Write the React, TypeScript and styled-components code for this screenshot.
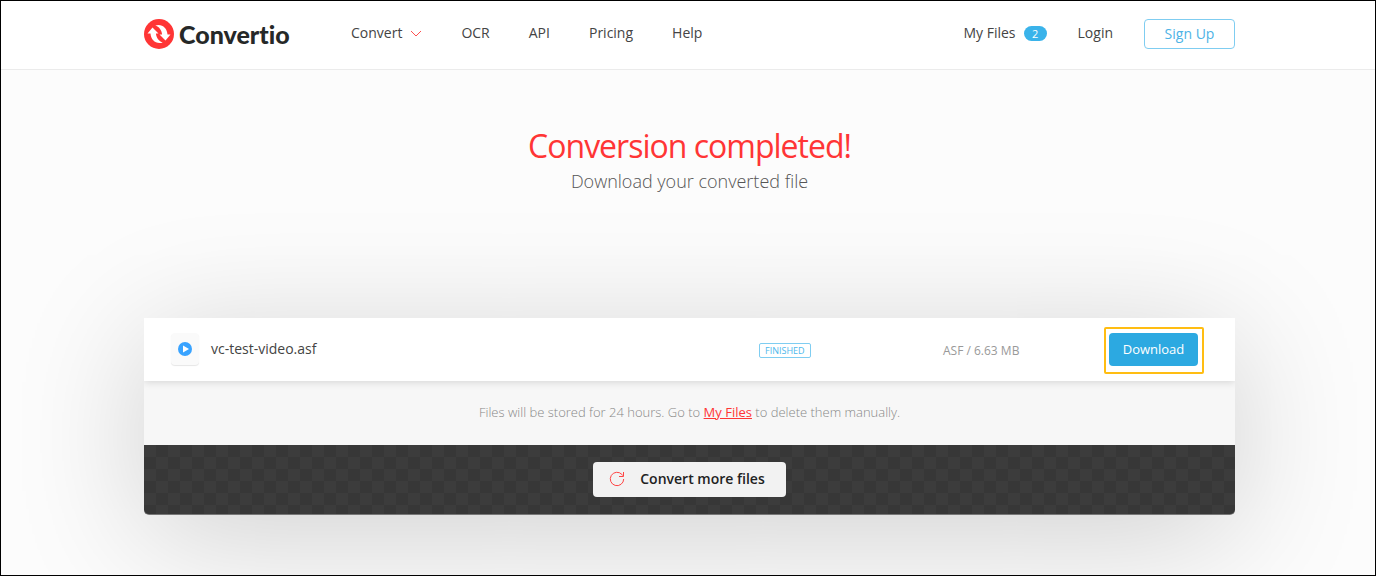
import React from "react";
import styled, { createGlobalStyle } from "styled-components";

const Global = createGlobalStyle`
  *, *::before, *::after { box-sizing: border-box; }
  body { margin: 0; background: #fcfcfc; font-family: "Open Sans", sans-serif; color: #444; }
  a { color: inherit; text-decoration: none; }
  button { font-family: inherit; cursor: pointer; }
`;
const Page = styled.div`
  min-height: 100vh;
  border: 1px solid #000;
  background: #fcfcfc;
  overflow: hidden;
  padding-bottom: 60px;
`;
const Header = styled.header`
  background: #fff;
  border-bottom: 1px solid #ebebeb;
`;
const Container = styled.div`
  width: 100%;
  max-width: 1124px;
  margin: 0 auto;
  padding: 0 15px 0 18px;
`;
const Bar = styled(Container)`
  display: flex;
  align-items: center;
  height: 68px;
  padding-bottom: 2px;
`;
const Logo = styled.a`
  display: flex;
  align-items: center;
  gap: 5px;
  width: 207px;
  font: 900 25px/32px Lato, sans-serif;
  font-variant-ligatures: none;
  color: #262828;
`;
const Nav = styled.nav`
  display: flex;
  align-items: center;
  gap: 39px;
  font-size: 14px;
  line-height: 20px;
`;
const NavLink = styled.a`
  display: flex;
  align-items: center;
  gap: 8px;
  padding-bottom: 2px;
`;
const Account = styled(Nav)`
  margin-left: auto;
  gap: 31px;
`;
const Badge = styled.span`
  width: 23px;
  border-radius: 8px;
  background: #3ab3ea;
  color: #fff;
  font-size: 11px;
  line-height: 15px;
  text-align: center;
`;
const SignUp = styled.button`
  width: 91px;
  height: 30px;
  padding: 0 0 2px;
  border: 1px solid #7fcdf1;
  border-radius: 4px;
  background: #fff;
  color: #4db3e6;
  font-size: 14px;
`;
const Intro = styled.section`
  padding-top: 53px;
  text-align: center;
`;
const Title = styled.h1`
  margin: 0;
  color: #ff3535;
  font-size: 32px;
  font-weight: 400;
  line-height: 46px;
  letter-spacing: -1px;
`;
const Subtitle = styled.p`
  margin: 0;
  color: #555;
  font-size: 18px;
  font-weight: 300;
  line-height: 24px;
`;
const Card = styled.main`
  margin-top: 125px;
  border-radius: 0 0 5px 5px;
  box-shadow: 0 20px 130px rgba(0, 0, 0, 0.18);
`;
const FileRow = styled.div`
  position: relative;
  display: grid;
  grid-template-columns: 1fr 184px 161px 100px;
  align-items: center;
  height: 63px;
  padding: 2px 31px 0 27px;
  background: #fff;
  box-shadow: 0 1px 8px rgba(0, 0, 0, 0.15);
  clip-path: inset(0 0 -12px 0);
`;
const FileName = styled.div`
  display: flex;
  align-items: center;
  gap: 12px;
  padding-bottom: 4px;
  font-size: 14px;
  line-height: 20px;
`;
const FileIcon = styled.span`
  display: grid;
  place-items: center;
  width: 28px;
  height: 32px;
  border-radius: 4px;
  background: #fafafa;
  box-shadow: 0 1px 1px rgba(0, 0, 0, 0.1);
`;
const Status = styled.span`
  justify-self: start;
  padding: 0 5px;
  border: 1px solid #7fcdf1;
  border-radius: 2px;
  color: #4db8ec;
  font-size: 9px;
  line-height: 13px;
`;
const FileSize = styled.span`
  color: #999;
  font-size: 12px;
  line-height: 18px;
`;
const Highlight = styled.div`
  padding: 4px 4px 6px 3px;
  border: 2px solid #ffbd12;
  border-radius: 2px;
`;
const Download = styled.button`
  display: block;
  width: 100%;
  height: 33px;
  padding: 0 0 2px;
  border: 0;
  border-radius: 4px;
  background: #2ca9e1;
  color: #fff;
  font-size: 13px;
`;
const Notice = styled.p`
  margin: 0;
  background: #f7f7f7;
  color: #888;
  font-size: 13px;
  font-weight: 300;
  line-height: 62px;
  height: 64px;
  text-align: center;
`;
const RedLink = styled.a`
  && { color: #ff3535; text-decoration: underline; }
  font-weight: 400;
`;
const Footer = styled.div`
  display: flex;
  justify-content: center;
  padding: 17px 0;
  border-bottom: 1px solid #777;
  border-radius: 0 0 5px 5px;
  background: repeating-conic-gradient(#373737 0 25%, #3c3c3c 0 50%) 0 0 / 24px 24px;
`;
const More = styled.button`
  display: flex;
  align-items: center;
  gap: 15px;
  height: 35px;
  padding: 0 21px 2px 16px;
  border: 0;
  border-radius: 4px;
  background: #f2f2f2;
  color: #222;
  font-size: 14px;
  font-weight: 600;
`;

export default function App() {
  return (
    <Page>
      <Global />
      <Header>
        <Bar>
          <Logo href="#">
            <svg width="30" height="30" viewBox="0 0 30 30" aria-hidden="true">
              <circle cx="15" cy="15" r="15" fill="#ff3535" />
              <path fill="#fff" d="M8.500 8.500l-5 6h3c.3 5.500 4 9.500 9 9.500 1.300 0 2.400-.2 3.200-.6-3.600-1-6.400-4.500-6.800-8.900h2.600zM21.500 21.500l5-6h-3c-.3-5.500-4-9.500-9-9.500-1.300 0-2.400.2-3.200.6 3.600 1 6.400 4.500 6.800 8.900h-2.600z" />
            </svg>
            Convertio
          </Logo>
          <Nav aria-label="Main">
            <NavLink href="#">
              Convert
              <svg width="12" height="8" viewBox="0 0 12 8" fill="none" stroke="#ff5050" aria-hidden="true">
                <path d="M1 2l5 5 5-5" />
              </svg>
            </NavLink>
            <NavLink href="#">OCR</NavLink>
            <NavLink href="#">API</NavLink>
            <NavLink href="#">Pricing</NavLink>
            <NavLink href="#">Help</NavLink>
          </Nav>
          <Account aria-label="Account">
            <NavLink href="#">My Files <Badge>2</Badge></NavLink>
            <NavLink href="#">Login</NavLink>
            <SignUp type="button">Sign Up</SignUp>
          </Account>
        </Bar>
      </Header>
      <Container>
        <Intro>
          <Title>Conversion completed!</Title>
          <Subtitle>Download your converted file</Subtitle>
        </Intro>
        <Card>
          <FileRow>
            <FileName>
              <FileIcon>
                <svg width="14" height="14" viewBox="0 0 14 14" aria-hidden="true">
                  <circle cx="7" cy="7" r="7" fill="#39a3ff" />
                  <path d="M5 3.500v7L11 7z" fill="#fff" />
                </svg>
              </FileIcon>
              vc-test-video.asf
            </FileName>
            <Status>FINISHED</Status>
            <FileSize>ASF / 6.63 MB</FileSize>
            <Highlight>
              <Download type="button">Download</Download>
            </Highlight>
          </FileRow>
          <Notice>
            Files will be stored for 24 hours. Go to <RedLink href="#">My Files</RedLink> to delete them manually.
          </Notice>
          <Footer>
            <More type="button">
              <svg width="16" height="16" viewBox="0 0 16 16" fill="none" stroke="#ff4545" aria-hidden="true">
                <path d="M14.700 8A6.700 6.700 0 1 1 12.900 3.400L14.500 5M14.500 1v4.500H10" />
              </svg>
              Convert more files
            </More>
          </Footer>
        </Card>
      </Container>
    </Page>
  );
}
=====
Problem requirements:
Without the pictures, write out all of the material exactly.

Response to this exercise:
Write the React, TypeScript and styled-components code for this screenshot.
import React from "react";
import styled, { createGlobalStyle } from "styled-components";

const Global = createGlobalStyle`
  *, *::before, *::after { box-sizing: border-box; }
  body { margin: 0; background: #fcfcfc; font-family: "Open Sans", sans-serif; color: #444; }
  a { color: inherit; text-decoration: none; }
  button { font-family: inherit; cursor: pointer; }
`;
const Page = styled.div`
  min-height: 100vh;
  border: 1px solid #000;
  background: #fcfcfc;
  overflow: hidden;
  padding-bottom: 60px;
`;
const Header = styled.header`
  background: #fff;
  border-bottom: 1px solid #ebebeb;
`;
const Container = styled.div`
  width: 100%;
  max-width: 1124px;
  margin: 0 auto;
  padding: 0 15px 0 18px;
`;
const Bar = styled(Container)`
  display: flex;
  align-items: center;
  height: 68px;
  padding-bottom: 2px;
`;
const Logo = styled.a`
  display: flex;
  align-items: center;
  gap: 5px;
  width: 207px;
  font: 900 25px/32px Lato, sans-serif;
  font-variant-ligatures: none;
  color: #262828;
`;
const Nav = styled.nav`
  display: flex;
  align-items: center;
  gap: 39px;
  font-size: 14px;
  line-height: 20px;
`;
const NavLink = styled.a`
  display: flex;
  align-items: center;
  gap: 8px;
  padding-bottom: 2px;
`;
const Account = styled(Nav)`
  margin-left: auto;
  gap: 31px;
`;
const Badge = styled.span`
  width: 23px;
  border-radius: 8px;
  background: #3ab3ea;
  color: #fff;
  font-size: 11px;
  line-height: 15px;
  text-align: center;
`;
const SignUp = styled.button`
  width: 91px;
  height: 30px;
  padding: 0 0 2px;
  border: 1px solid #7fcdf1;
  border-radius: 4px;
  background: #fff;
  color: #4db3e6;
  font-size: 14px;
`;
const Intro = styled.section`
  padding-top: 53px;
  text-align: center;
`;
const Title = styled.h1`
  margin: 0;
  color: #ff3535;
  font-size: 32px;
  font-weight: 400;
  line-height: 46px;
  letter-spacing: -1px;
`;
const Subtitle = styled.p`
  margin: 0;
  color: #555;
  font-size: 18px;
  font-weight: 300;
  line-height: 24px;
`;
const Card = styled.main`
  margin-top: 125px;
  border-radius: 0 0 5px 5px;
  box-shadow: 0 20px 130px rgba(0, 0, 0, 0.18);
`;
const FileRow = styled.div`
  position: relative;
  display: grid;
  grid-template-columns: 1fr 184px 161px 100px;
  align-items: center;
  height: 63px;
  padding: 2px 31px 0 27px;
  background: #fff;
  box-shadow: 0 1px 8px rgba(0, 0, 0, 0.15);
  clip-path: inset(0 0 -12px 0);
`;
const FileName = styled.div`
  display: flex;
  align-items: center;
  gap: 12px;
  padding-bottom: 4px;
  font-size: 14px;
  line-height: 20px;
`;
const FileIcon = styled.span`
  display: grid;
  place-items: center;
  width: 28px;
  height: 32px;
  border-radius: 4px;
  background: #fafafa;
  box-shadow: 0 1px 1px rgba(0, 0, 0, 0.1);
`;
const Status = styled.span`
  justify-self: start;
  padding: 0 5px;
  border: 1px solid #7fcdf1;
  border-radius: 2px;
  color: #4db8ec;
  font-size: 9px;
  line-height: 13px;
`;
const FileSize = styled.span`
  color: #999;
  font-size: 12px;
  line-height: 18px;
`;
const Highlight = styled.div`
  padding: 4px 4px 6px 3px;
  border: 2px solid #ffbd12;
  border-radius: 2px;
`;
const Download = styled.button`
  display: block;
  width: 100%;
  height: 33px;
  padding: 0 0 2px;
  border: 0;
  border-radius: 4px;
  background: #2ca9e1;
  color: #fff;
  font-size: 13px;
`;
const Notice = styled.p`
  margin: 0;
  background: #f7f7f7;
  color: #888;
  font-size: 13px;
  font-weight: 300;
  line-height: 62px;
  height: 64px;
  text-align: center;
`;
const RedLink = styled.a`
  && { color: #ff3535; text-decoration: underline; }
  font-weight: 400;
`;
const Footer = styled.div`
  display: flex;
  justify-content: center;
  padding: 17px 0;
  border-bottom: 1px solid #777;
  border-radius: 0 0 5px 5px;
  background: repeating-conic-gradient(#373737 0 25%, #3c3c3c 0 50%) 0 0 / 24px 24px;
`;
const More = styled.button`
  display: flex;
  align-items: center;
  gap: 15px;
  height: 35px;
  padding: 0 21px 2px 16px;
  border: 0;
  border-radius: 4px;
  background: #f2f2f2;
  color: #222;
  font-size: 14px;
  font-weight: 600;
`;

export default function App() {
  return (
    <Page>
      <Global />
      <Header>
        <Bar>
          <Logo href="#">
            <svg width="30" height="30" viewBox="0 0 30 30" aria-hidden="true">
              <circle cx="15" cy="15" r="15" fill="#ff3535" />
              <path fill="#fff" d="M8.500 8.500l-5 6h3c.3 5.500 4 9.500 9 9.500 1.300 0 2.400-.2 3.200-.6-3.600-1-6.400-4.500-6.800-8.900h2.600zM21.500 21.500l5-6h-3c-.3-5.500-4-9.500-9-9.500-1.300 0-2.400.2-3.200.6 3.600 1 6.400 4.500 6.800 8.900h-2.600z" />
            </svg>
            Convertio
          </Logo>
          <Nav aria-label="Main">
            <NavLink href="#">
              Convert
              <svg width="12" height="8" viewBox="0 0 12 8" fill="none" stroke="#ff5050" aria-hidden="true">
                <path d="M1 2l5 5 5-5" />
              </svg>
            </NavLink>
            <NavLink href="#">OCR</NavLink>
            <NavLink href="#">API</NavLink>
            <NavLink href="#">Pricing</NavLink>
            <NavLink href="#">Help</NavLink>
          </Nav>
          <Account aria-label="Account">
            <NavLink href="#">My Files <Badge>2</Badge></NavLink>
            <NavLink href="#">Login</NavLink>
            <SignUp type="button">Sign Up</SignUp>
          </Account>
        </Bar>
      </Header>
      <Container>
        <Intro>
          <Title>Conversion completed!</Title>
          <Subtitle>Download your converted file</Subtitle>
        </Intro>
        <Card>
          <FileRow>
            <FileName>
              <FileIcon>
                <svg width="14" height="14" viewBox="0 0 14 14" aria-hidden="true">
                  <circle cx="7" cy="7" r="7" fill="#39a3ff" />
                  <path d="M5 3.500v7L11 7z" fill="#fff" />
                </svg>
              </FileIcon>
              vc-test-video.asf
            </FileName>
            <Status>FINISHED</Status>
            <FileSize>ASF / 6.63 MB</FileSize>
            <Highlight>
              <Download type="button">Download</Download>
            </Highlight>
          </FileRow>
          <Notice>
            Files will be stored for 24 hours. Go to <RedLink href="#">My Files</RedLink> to delete them manually.
          </Notice>
          <Footer>
            <More type="button">
              <svg width="16" height="16" viewBox="0 0 16 16" fill="none" stroke="#ff4545" aria-hidden="true">
                <path d="M14.700 8A6.700 6.700 0 1 1 12.900 3.400L14.500 5M14.500 1v4.500H10" />
              </svg>
              Convert more files
            </More>
          </Footer>
        </Card>
      </Container>
    </Page>
  );
}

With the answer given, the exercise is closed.